Web page code records:
※ ※ ※
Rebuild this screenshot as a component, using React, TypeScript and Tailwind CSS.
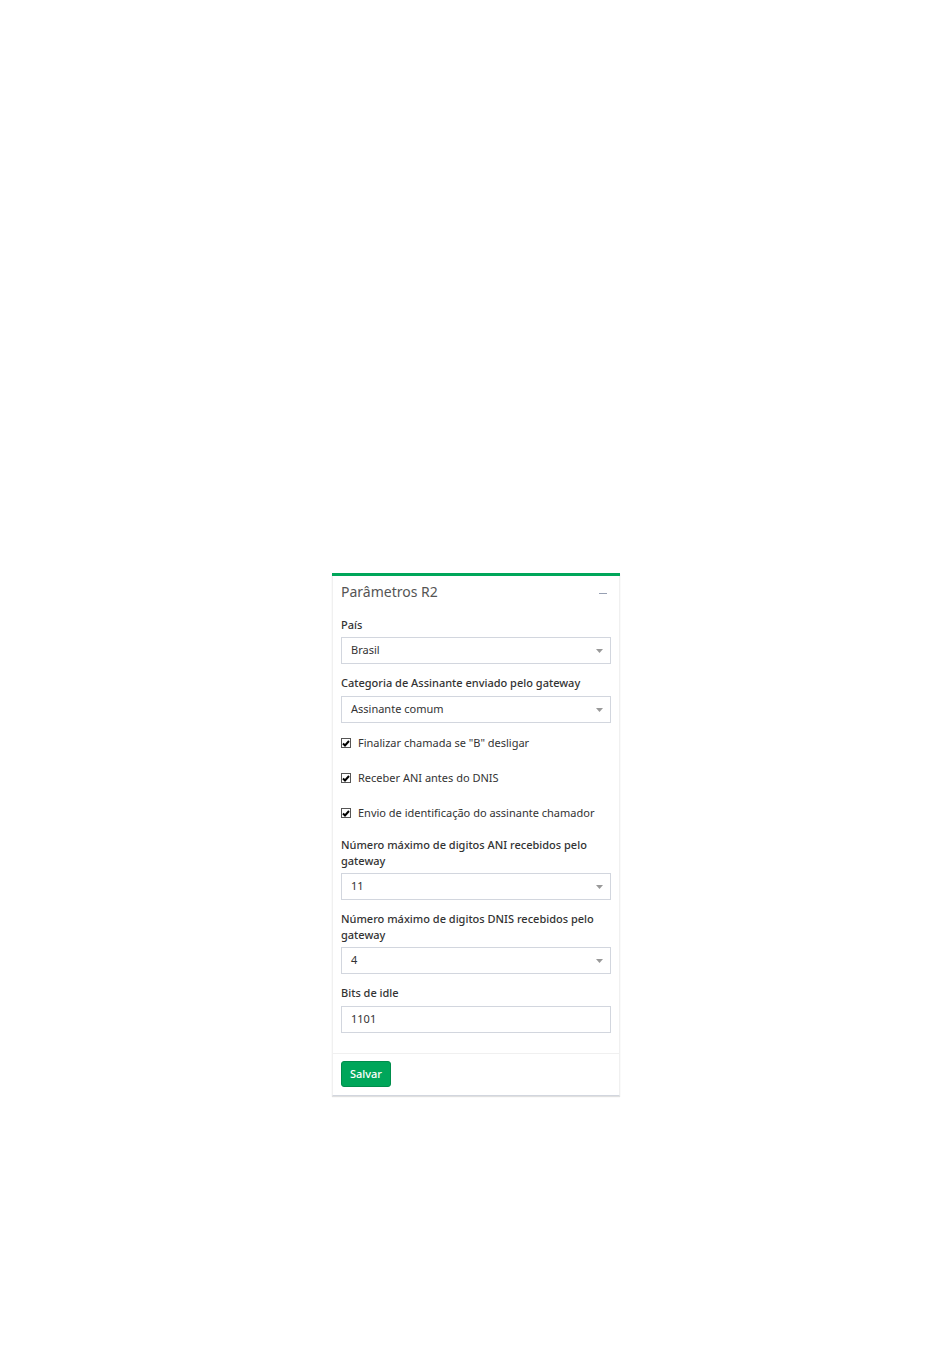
import React from "react";

const fields = {
  pais: "Brasil",
  categoria: "Assinante comum",
  ani: "11",
  dnis: "4",
  idle: "1101",
};

const checks = [
  "Finalizar chamada se \"B\" desligar",
  "Receber ANI antes do DNIS",
  "Envio de identificação do assinante chamador",
];

const Caret = () => (
  <svg width="7" height="4" viewBox="0 0 7 4" className="shrink-0">
    <path d="M0 0h7L3.5 4z" fill="#999" />
  </svg>
);

const SelectBox = ({ value }: { value: string }) => (
  <div className="flex h-[27px] items-center justify-between border border-[#d2d6de] bg-white pl-[9px] pr-[7px] text-[#333]">
    <span>{value}</span>
    <Caret />
  </div>
);

const Label = ({ children, tight }: { children: React.ReactNode; tight?: boolean }) => (
  <div className={tight ? "mb-[4px] font-medium leading-[16px] text-[#333]" : "mb-[5px] font-medium leading-[16px] text-[#333]"}>
    {children}
  </div>
);

const App: React.FC = () => {
  return (
    <div
      className="min-h-[1365px] bg-white pt-[573px]"
      style={{ fontFamily: '"Noto Sans", "Open Sans", sans-serif' }}
    >
      <div className="ml-[332px] w-[288px] border-t-[3px] border-[#00a65a] bg-white text-[11px] shadow-[0_1px_1px_rgba(0,0,0,0.12)]">
        {/* Header */}
        <div className="flex items-center justify-between border-l border-r border-[#f0f0f0] px-[8px] pt-[7px] pb-[9px]">
          <h3 className="text-[14px] leading-[18px] text-[#555]">Parâmetros R2</h3>
          <span className="mr-[4px] mt-[2px] h-[1px] w-[8px] bg-[#97a0b3]" />
        </div>

        {/* Body */}
        <div className="flex flex-col border-l border-r border-[#f0f0f0] px-[8px] pb-[20px] pt-[7px]">
          <Label tight>País</Label>
          <SelectBox value={fields.pais} />

          <div className="mt-[11px]">
            <Label>Categoria de Assinante enviado pelo gateway</Label>
            <SelectBox value={fields.categoria} />
          </div>

          <div className="mt-[12px] flex flex-col gap-[19px]">
            {checks.map((c) => (
              <label key={c} className="flex h-[16px] items-center gap-[7px] text-[#333]">
                <span className="flex h-[10px] w-[10px] items-center justify-center border border-[#555] bg-white">
                  <svg width="8" height="7" viewBox="0 0 8 7">
                    <path d="M1 3.5l2 2L7 1" stroke="#000" strokeWidth="2" fill="none" />
                  </svg>
                </span>
                {c}
              </label>
            ))}
          </div>

          <div className="mt-[16px]">
            <Label tight>
              Número máximo de digitos ANI recebidos pelo
              <br />
              gateway
            </Label>
            <SelectBox value={fields.ani} />
          </div>

          <div className="mt-[11px]">
            <Label tight>
              Número máximo de digitos DNIS recebidos pelo
              <br />
              gateway
            </Label>
            <SelectBox value={fields.dnis} />
          </div>

          <div className="mt-[11px]">
            <Label>Bits de idle</Label>
            <div className="flex h-[27px] items-center border border-[#d2d6de] bg-white pl-[9px] text-[#333]">
              {fields.idle}
            </div>
          </div>
        </div>

        {/* Footer */}
        <div className="border border-t-[#f0f0f0] border-x-[#f0f0f0] border-b-[#d2d6de] px-[8px] pt-[7px] pb-[8px]">
          <button className="h-[26px] w-[50px] rounded-[3px] border border-[#008d4c] bg-[#00a65a] font-medium text-white">
            Salvar
          </button>
        </div>
      </div>
    </div>
  );
};

export default App;
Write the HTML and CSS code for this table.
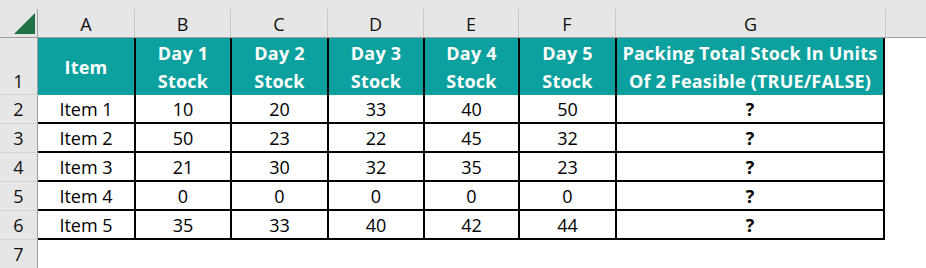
FILE: index.html
```html
<!DOCTYPE html>
<html>
<head>
<meta charset="utf-8">
<link rel="stylesheet" href="styles.css">
</head>
<body>
<div class="sheet">
  <div class="topbar"></div>

  <div class="corner">
    <svg class="tri" width="22" height="22" viewBox="0 0 22 22"><polygon points="21,0 21,21 0,21" fill="#217346"/></svg>
  </div>
  <div class="ch">A</div>
  <div class="ch">B</div>
  <div class="ch">C</div>
  <div class="ch">D</div>
  <div class="ch">E</div>
  <div class="ch">F</div>
  <div class="ch">G</div>
  <div class="ch ch-rest"></div>

  <div class="rh rh-1">1</div>
  <div class="hd first">Item</div>
  <div class="hd">Day 1<br>Stock</div>
  <div class="hd">Day 2<br>Stock</div>
  <div class="hd">Day 3<br>Stock</div>
  <div class="hd">Day 4<br>Stock</div>
  <div class="hd">Day 5<br>Stock</div>
  <div class="hd last">Packing Total Stock In Units<br>Of 2 Feasible (TRUE/FALSE)</div>
  <div class="blank"></div>

  <div class="rh">2</div>
  <div class="cell first">Item 1</div><div class="cell">10</div><div class="cell">20</div><div class="cell">33</div><div class="cell">40</div><div class="cell">50</div><div class="cell last q">?</div><div class="blank"></div>

  <div class="rh">3</div>
  <div class="cell first">Item 2</div><div class="cell">50</div><div class="cell">23</div><div class="cell">22</div><div class="cell">45</div><div class="cell">32</div><div class="cell last q">?</div><div class="blank"></div>

  <div class="rh">4</div>
  <div class="cell first">Item 3</div><div class="cell">21</div><div class="cell">30</div><div class="cell">32</div><div class="cell">35</div><div class="cell">23</div><div class="cell last q">?</div><div class="blank"></div>

  <div class="rh">5</div>
  <div class="cell first">Item 4</div><div class="cell">0</div><div class="cell">0</div><div class="cell">0</div><div class="cell">0</div><div class="cell">0</div><div class="cell last q">?</div><div class="blank"></div>

  <div class="rh">6</div>
  <div class="cell first">Item 5</div><div class="cell">35</div><div class="cell">33</div><div class="cell">40</div><div class="cell">42</div><div class="cell">44</div><div class="cell last q">?</div><div class="blank"></div>

  <div class="rh rh-last">7</div>
  <div class="empty"></div>
</div>
</body>
</html>
```

FILE: styles.css
```css
* { box-sizing: border-box; }
html, body { margin: 0; padding: 0; background: #ffffff; }
body { width: 926px; height: 268px; overflow: hidden; font-family: "Open Sans", "Noto Sans", sans-serif; }

.sheet {
  display: grid;
  grid-template-columns: 38px 96px 96px 97px 96px 95px 97px 270px 41px;
  grid-template-rows: 9px 29px 57px repeat(5, 29px) 28px;
  width: 926px;
  height: 268px;
}

.topbar { grid-column: 1 / -1; background: #e6e6e6; }

.corner {
  background: #e6e6e6;
  border-right: 1px solid #a0a0a0;
  border-bottom: 1px solid #a0a0a0;
  position: relative;
}
.tri { position: absolute; left: 14px; top: 4px; }

.ch {
  background: #e6e6e6;
  border-left: 1px solid #c8c8c8;
  border-bottom: 1px solid #a0a0a0;
  display: flex;
  align-items: center;
  justify-content: center;
  font-size: 18px;
  color: #111;
  padding-top: 2px;
}
.ch:nth-child(3) { border-left: none; }
.ch-rest { border-left: 1px solid #c8c8c8; }

.rh {
  background: #e6e6e6;
  border-right: 1px solid #a0a0a0;
  border-bottom: 1px solid #d2d2d2;
  display: flex;
  align-items: center;
  justify-content: center;
  font-size: 18px;
  color: #111;
}
.rh-1 { align-items: flex-end; padding-bottom: 1px; }
.rh-last { border-bottom: none; }

.hd {
  background: #0ca19e;
  color: #ffffff;
  font-weight: 700;
  font-size: 18px;
  line-height: 28px;
  text-align: center;
  display: flex;
  align-items: center;
  justify-content: center;
  border-left: 2px solid #000;
  padding-top: 1px;
  letter-spacing: 0.2px;
}
.hd.first { border-left: none; }
.hd.last { border-right: 2px solid #000; letter-spacing: 0.2px; }

.cell {
  display: flex;
  align-items: center;
  justify-content: center;
  font-size: 18px;
  color: #000;
  border-left: 2px solid #000;
  border-bottom: 2px solid #000;
  padding-top: 1px;
}
.cell.first { border-left: none; }
.cell.last { border-right: 2px solid #000; }
.cell.q { font-weight: 700; }

.blank { background: #fff; }
.empty { grid-column: 2 / -1; background: #fff; }
```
※ ※ ※
Given request -> Tally the lines in these entries that have the string "React" in them, then answer with the count and nothing else.

Correct output -> 4